Australia's entire east coast faces an "above normal" bushfire risk this summer, with Canberrans warned to start preparing for the season now.
The Bushfire and Natural Hazards Cooperative Research Centre, which draws assets from government and non-government agencies across Australia and New Zealand, released its seasonal outlook on Wednesday.
ACT Rural Fire Service chief officer Joe Murphy, who was at a joint conference with other national fire chiefs, said Canberrans needed to start preparing for the bushfire season now.
"We've got a complacent community out there," Mr Murphy said.
"They need to plan now, prepare now and if the day comes, if the big fire comes, they need to be prepared to act."
Two years of below average rainfall, persistent drought and dry lowland forests have created an "above normal" bushfire risk in the capital.
"This indicates that fuel flammability in the lowland forests could remain high, creating risks early in the fire season," the centre's report said.
Mr Murphy said "above normal" didn't just mean more likely, it meant fires would be even more severe if they started.
"They'll be bigger, harder, longer running and more difficult to control," Mr Murphy said.
He said conditions similar to those before the deadly 2003 Canberra bushfire had again been replicated this season.
"We've got a very dry landscape," Mr Murphy said.
While the highland forests were still damp, Mr Murphy said they would dry out over summer.
He said Canberrans needed to go to the emergency services website, esa.act.gov.au, to prepare their bushfire survival plan.
It has been the fifth-driest start to the year on record, and the driest since 1970.Bushfire and Natural Hazards Cooperative Research Centre
Nationally, the report said the 2019-20 summer had the potential to be an "active" bushfire season across the country.
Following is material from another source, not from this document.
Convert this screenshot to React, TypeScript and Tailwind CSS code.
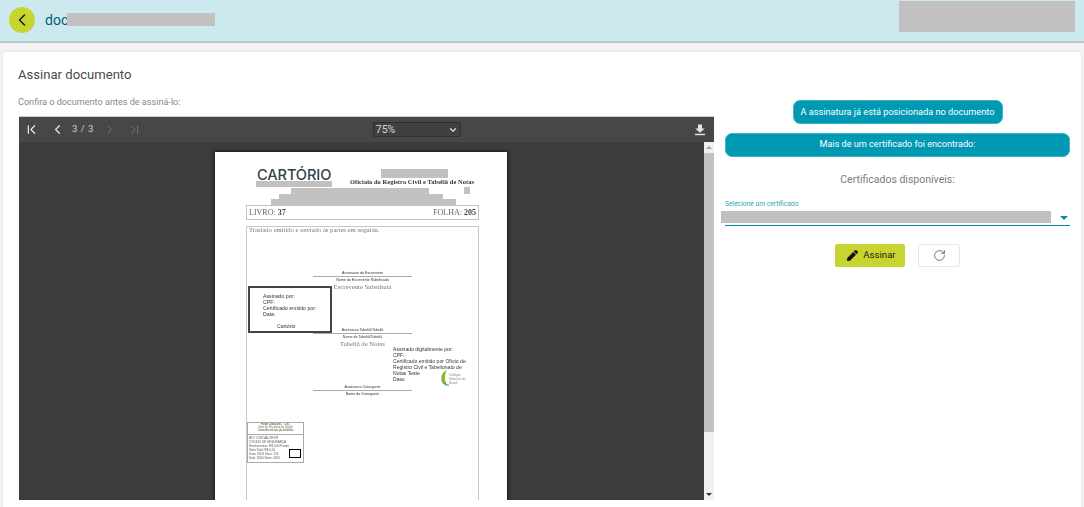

Parts of Tasmania's east coast, inland Queensland, coastal South Australia and parts of northern and southern Western Australia also faced above normal risks.
"It has been the fifth-driest start to the year on record, and the driest since 1970," the report said.
Between January 1 this year and July 31, south-east Australia, including the ACT, experienced the hottest maximum temperatures decile ranges on record.
In the capital, the biggest risks were lightning strikes starting fires in the bushland, Mr Murphy said.
He said last year, helicopters had sighted two isolated blazes started by strikes allowing firefighters to contain them before they got out of hand.
New regulatory powers introduced in response to last year's Pierces Creek fire would allow faster removal of abandoned cars from bushland in Canberra, Mr Murphy said.
The blaze was started after a stolen car was abandoned and set alight inside the pine forests near the Cotter.